§ **Short task**: Select and reproduce each line of the listing below that bears the string "React".

§ **Recorded information**:

____

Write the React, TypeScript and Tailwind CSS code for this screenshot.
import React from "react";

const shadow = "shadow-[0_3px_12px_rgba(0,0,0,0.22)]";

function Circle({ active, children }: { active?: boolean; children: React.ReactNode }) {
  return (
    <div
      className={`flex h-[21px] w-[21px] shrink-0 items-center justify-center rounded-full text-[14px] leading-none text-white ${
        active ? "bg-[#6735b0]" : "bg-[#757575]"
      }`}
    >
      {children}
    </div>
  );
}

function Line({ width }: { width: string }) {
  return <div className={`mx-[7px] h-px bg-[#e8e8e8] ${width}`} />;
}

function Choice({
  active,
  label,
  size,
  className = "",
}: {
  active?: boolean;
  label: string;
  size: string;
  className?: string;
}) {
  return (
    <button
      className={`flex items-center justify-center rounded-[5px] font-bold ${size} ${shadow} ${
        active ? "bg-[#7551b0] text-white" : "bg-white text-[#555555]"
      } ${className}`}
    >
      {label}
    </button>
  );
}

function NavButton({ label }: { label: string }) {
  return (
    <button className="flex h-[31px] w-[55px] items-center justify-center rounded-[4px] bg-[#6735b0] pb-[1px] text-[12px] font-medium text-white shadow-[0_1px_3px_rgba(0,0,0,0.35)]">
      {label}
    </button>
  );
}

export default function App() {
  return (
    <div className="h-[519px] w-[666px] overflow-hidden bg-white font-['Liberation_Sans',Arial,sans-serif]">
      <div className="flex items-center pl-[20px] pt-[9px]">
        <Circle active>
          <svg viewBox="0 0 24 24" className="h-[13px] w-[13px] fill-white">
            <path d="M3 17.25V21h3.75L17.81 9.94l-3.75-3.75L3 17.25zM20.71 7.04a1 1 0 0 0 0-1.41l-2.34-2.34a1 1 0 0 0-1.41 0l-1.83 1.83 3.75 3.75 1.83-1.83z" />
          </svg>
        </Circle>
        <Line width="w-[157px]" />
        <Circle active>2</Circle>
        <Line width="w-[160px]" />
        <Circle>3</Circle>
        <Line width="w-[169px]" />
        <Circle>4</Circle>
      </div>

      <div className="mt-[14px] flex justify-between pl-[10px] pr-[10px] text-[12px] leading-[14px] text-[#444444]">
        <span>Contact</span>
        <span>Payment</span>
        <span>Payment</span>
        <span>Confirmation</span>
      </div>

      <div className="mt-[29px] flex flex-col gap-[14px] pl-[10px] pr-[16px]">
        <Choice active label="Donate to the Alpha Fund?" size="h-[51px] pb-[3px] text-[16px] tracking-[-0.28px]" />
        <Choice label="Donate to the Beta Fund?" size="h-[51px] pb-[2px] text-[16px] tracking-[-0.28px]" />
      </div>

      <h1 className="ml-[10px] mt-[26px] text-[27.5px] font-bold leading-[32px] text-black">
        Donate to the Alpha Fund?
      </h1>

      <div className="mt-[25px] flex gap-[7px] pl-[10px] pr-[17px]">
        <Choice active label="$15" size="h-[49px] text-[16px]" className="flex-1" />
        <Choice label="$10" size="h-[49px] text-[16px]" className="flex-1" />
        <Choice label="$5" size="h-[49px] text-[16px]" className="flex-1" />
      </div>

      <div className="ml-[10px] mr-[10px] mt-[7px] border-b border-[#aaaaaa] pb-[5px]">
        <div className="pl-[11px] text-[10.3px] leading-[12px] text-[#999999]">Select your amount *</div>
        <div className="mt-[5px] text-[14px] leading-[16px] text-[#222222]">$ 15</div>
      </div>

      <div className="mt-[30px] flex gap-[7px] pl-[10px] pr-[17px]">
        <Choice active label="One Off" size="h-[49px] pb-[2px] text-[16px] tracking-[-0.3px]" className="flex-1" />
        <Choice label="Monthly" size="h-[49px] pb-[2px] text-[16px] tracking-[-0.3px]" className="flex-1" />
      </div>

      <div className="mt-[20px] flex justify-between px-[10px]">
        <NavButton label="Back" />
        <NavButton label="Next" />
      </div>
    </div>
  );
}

____

§ **The reply**:
Write the React, TypeScript and Tailwind CSS code for this screenshot.
import React from "react";
function Circle({ active, children }: { active?: boolean; children: React.ReactNode }) {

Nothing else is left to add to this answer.